Mauritius has made real progress, but the pressure points facing all growing International Financial Centres are familiar. Keeping pace with fast-evolving threats remains a challenge, particularly those linked to cross-border flows, nominee structures, and trade-based abuse. There is also the need to ensure consistent supervisory expectations across sectors, especially between the banking sector and the broader non-bank and Trust or Company Service Provider ecosystem. Above all, the focus must increasingly be on demonstrating effectiveness, not just having rules on paper, particularly as the legislative and regulatory environment continues to evolve at speed. The key question for the next phase is no longer “do you have regulation?” but rather “does it work in practice?”
?In 2021, Mauritius was grey-listed by FATF and then took great steps to remedy that. What do you see as the impact of the 2027 Mutual Evaluation?
The 2027 FATF Mutual Evaluation represents a pivotal moment for Mauritius. The country is already a strategically important financial gateway into Africa and the opportunity is clear. However, FATF’s focus has shifted. The question is no longer “do you have a strong regulatory framework?” but rather “can you detect and combat financial crime effectively in practice?” The biggest risk is that financial crime is now technologydriven, while many strategically important institutions still rely on manual processes, fragmented systems, and inconsistent data. This is not even about artificial intelligence, but about basic automation, data integrity, and system integration. It is a global challenge, but Mauritius will be tested on it sooner than most.
If Mauritius can evidence a clear, datadriven line from Enterprise-Wide Risk Assessment to controls to outcomes, supported by credible supervision and enforcement, the 2027 evaluation could significantly strengthen its position as a trusted International Financial Centre. If not, the reputational and developmental risk is very real.
?Can AI help a jurisdiction like Mauritius strengthen its international credibility in governance and regulatory compliance? If so, how?
Yes – if it is used as an effectiveness engine, not a marketing slogan. AI can help Mauritius improve the quality of suspicious activity detection through better triage, stronger narratives, and more meaningful referrals to the Financial Intelligence Unit. It can enable supervisory analytics, allowing regulators to identify sector-wide weaknesses and outliers earlier, and it can strengthen risk-based supervision by applying consistent, data-led indicators across regulated sectors. Ultimately, credibility is not built on frameworks alone, but on visible and consistent action. AI that supports smarter enforcement, stronger analytics, and more informed policymaking can genuinely strengthen Mauritius’ international standing – provided governance, accountability, and oversight are clear.

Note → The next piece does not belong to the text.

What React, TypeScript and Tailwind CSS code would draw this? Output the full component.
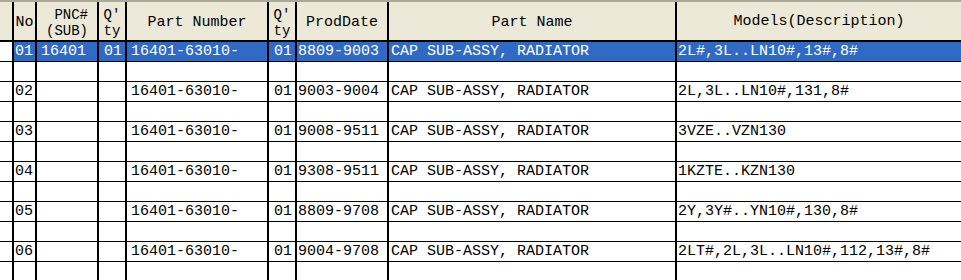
import React from 'react'

type Part = {
  no: string
  pnc: string
  qty: string
  partNo: string
  qty2: string
  date: string
  name: string
  models: string
}

const parts: Part[] = [
  { no: '01', pnc: '16401', qty: '01', partNo: '16401-63010-', qty2: '01', date: '8809-9003', name: 'CAP SUB-ASSY, RADIATOR', models: '2L#,3L..LN10#,13#,8#' },
  { no: '02', pnc: '', qty: '', partNo: '16401-63010-', qty2: '01', date: '9003-9004', name: 'CAP SUB-ASSY, RADIATOR', models: '2L,3L..LN10#,131,8#' },
  { no: '03', pnc: '', qty: '', partNo: '16401-63010-', qty2: '01', date: '9008-9511', name: 'CAP SUB-ASSY, RADIATOR', models: '3VZE..VZN130' },
  { no: '04', pnc: '', qty: '', partNo: '16401-63010-', qty2: '01', date: '9308-9511', name: 'CAP SUB-ASSY, RADIATOR', models: '1KZTE..KZN130' },
  { no: '05', pnc: '', qty: '', partNo: '16401-63010-', qty2: '01', date: '8809-9708', name: 'CAP SUB-ASSY, RADIATOR', models: '2Y,3Y#..YN10#,130,8#' },
  { no: '06', pnc: '', qty: '', partNo: '16401-63010-', qty2: '01', date: '9004-9708', name: 'CAP SUB-ASSY, RADIATOR', models: '2LT#,2L,3L..LN10#,112,13#,8#' },
]

const cell = 'shrink-0 border-r-2 border-black h-full overflow-hidden whitespace-pre pt-[1px]'

function Row({ p, selected }: { p?: Part; selected?: boolean }) {
  const tone = selected ? 'bg-[#316ac5] text-white' : 'bg-white text-black'
  return (
    <div className="flex h-[20px] border-b border-black leading-[18px]">
      <div className={`${cell} w-[14px] bg-white`} />
      <div className={`${cell} ${tone} w-[23px] pl-[1px]`}>{p?.no}</div>
      <div className={`${cell} ${tone} w-[62px] pl-[4px]`}>{p?.pnc}</div>
      <div className={`${cell} ${tone} w-[28px] pr-[3px] text-right`}>{p?.qty}</div>
      <div className={`${cell} ${tone} w-[142px] pl-[4px]`}>{p?.partNo}</div>
      <div className={`${cell} ${tone} w-[28px] pr-[3px] text-right`}>{p?.qty2}</div>
      <div className={`${cell} ${tone} w-[92px] pl-[1px]`}>{p?.date}</div>
      <div className={`${cell} ${tone} w-[288px] pl-[2px]`}>{p?.name}</div>
      <div className={`flex-1 h-full overflow-hidden whitespace-pre pl-[1px] pt-[1px] ${tone}`}>{p?.models}</div>
    </div>
  )
}

export default function App() {
  const head = 'shrink-0 border-r-2 border-black h-full flex flex-col items-center justify-center text-center leading-[15px] pt-[3px]'
  const twoLine = 'text-[14px] leading-[16px]'
  return (
    <div className="w-[961px] h-[280px] overflow-hidden bg-white text-[15px] text-black font-['Liberation_Mono',monospace]">
      {/* header */}
      <div className="flex h-[42px] border-t-2 border-[#aca899] border-b-2 border-b-black bg-[#ece9d8]">
        <div className={`${head} w-[14px]`} />
        <div className={`${head} w-[23px]`}>No</div>
        <div className={`${head} ${twoLine} w-[62px]`}>
          <span className="whitespace-pre">{'\u00a0PNC#'}</span>
          <span>(SUB)</span>
        </div>
        <div className={`${head} ${twoLine} w-[28px]`}>
          <span>Q'</span>
          <span>ty</span>
        </div>
        <div className={`${head} w-[142px]`}>Part Number</div>
        <div className={`${head} ${twoLine} w-[28px]`}>
          <span>Q'</span>
          <span>ty</span>
        </div>
        <div className={`${head} w-[92px]`}>ProdDate</div>
        <div className={`${head} w-[288px]`}>Part Name</div>
        <div className="flex-1 h-full flex items-center justify-center pt-[3px]">Models(Description)</div>
      </div>

      {parts.map((p, i) => (
        <React.Fragment key={p.no}>
          <Row p={p} selected={i === 0} />
          <Row />
        </React.Fragment>
      ))}
    </div>
  )
}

?For Mauritian financial institutions that remain hesitant about adopting AI in their compliance functions, what key message would you like to share?
Hesitation is understandable. Inertia is dangerous. Criminals are already using automation and AI, while global standard-setters are explicitly focusing on how emerging technologies can be abused – from deepfakes and AI agents to large-scale fraud. Standing still is not neutral; it is moving backwards. My advice is to start practical. Pick one painful area, whether that is alert triage, sanctions and screening optimisation, or entity resolution. Build strong governance around that use case, clean your data, and measure outcomes. Then scale what works. AI is no longer ‘the future’; it is rapidly becoming the baseline required just to keep up. But – and I cannot emphasise this enough – get your data in order first and be crystal clear on your problem statement. Do not waste money on technology to solve a problem you have never properly defined, no matter how good it looks in a board pack.